Signatures of birds and insects measured by Brisbane Airport radar, which shows high ZDR and low RHOHV values due to shape of their bodies, different sizes and their movement.


Chaff situations measured by Brisbane Airport weather radar during the first year of its operation.

Chaff is used by the military to blind the radar by dispersing highly reflective particles (usually aluminum foil fragments) in the air. And by looking at the pictures below, it works! Reflectivity is low to medium, ZDR is very noisy and RhoHV very low. Doppler velocity corresponds to the wind direction. In Brisbane Airport radar area, the chaff can be seen pretty often.

Chaff on June 19, 2023

Brisbane Airport weather radar measurements of chaff. RHOHV of chaff is very low, ZDR has a wide range of values, but often is either extremely low or extremely high.

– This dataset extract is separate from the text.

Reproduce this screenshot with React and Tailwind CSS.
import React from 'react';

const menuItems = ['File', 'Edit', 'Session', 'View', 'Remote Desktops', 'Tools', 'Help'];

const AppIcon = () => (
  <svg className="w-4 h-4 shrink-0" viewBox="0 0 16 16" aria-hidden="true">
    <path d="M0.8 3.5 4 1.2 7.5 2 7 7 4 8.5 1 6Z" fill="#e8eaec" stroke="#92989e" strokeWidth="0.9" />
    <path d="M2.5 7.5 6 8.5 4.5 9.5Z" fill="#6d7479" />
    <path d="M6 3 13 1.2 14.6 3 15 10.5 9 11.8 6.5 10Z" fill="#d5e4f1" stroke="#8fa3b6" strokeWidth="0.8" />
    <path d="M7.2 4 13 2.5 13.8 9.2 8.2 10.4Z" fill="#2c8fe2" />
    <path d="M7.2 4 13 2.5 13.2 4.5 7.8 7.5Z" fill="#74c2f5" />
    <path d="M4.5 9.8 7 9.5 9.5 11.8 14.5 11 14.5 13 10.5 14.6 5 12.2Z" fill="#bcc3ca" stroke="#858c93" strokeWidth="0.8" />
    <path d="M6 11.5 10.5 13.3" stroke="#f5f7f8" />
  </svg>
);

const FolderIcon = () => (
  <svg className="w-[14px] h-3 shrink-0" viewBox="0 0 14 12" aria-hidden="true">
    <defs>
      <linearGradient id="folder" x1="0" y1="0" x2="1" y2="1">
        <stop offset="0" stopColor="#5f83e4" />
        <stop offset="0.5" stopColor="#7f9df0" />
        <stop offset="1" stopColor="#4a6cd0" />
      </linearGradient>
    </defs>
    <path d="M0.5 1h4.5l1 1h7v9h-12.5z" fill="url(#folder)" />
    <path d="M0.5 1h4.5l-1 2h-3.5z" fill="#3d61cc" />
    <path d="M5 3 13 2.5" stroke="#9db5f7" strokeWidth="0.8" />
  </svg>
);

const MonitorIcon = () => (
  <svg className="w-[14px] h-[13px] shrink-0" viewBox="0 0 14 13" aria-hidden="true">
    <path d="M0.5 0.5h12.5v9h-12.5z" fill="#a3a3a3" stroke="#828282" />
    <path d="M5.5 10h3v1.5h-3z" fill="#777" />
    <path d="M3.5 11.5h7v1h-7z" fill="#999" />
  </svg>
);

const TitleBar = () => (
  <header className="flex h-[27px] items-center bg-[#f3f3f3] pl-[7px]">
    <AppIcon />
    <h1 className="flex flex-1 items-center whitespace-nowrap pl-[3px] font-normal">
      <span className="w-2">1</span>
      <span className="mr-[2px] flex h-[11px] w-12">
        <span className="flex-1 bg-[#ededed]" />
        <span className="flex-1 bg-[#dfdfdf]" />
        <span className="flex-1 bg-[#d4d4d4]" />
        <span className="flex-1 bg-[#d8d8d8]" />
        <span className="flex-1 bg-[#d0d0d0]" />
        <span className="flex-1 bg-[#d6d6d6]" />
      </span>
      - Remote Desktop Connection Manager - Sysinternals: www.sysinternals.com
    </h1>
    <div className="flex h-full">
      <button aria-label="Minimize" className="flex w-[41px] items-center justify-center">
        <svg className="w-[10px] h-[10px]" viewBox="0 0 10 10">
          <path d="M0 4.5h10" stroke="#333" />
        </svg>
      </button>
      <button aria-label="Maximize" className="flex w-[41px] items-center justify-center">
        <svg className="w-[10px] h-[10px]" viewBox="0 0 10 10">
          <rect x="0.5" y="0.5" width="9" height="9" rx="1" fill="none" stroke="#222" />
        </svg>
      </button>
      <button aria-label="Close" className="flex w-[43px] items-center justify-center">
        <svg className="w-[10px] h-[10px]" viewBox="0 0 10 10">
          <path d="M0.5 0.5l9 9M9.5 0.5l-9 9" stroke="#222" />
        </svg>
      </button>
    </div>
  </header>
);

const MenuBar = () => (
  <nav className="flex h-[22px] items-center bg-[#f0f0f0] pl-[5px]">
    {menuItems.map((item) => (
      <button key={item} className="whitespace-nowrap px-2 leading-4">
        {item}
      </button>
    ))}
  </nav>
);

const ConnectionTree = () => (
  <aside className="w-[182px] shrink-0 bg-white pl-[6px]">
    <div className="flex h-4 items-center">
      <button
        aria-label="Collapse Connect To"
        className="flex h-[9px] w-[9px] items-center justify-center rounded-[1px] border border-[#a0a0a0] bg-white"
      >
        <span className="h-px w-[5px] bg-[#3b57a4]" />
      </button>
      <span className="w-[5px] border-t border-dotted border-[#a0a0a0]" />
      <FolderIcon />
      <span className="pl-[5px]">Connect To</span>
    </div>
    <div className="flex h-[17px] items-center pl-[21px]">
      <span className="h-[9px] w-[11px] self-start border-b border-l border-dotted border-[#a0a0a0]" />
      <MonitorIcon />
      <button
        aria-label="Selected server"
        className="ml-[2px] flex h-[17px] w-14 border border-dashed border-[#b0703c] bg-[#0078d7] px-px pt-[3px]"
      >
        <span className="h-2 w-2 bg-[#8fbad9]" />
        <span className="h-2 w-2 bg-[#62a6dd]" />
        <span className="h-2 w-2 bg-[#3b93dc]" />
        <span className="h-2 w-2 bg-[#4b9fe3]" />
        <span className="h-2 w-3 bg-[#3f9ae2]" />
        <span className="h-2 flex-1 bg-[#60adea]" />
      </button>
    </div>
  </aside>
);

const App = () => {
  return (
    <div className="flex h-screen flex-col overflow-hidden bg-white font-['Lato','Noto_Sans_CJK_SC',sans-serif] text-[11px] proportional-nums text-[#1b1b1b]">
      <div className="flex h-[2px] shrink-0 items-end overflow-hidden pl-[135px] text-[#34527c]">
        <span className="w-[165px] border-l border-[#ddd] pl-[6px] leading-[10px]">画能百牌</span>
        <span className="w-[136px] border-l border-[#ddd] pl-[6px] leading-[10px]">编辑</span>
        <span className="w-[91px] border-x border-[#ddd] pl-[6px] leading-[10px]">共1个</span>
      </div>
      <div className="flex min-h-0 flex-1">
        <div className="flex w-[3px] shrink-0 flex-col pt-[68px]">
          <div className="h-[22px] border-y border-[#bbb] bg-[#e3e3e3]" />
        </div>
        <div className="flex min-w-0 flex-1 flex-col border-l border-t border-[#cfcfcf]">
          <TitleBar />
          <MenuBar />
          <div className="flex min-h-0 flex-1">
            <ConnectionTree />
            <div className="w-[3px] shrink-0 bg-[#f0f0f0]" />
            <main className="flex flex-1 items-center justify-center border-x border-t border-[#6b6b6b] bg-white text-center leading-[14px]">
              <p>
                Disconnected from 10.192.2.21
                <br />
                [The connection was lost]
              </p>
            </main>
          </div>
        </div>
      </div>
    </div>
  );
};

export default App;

The Meteopress solid-state radar installed at Brisbane Airport has provided a one year service for the Brisbane city and surrounding area. Serving as a reliable backup data source it was often a single primary source of weather radar data over the Brisbane city. Its high operational reliability has been well-demonstrated over the past year, ensuring consistent and uninterrupted weather monitoring. As showcased in this article, the radar has captured a range of interesting meteorological situations, contributing to continuous monitoring of local weather phenomena.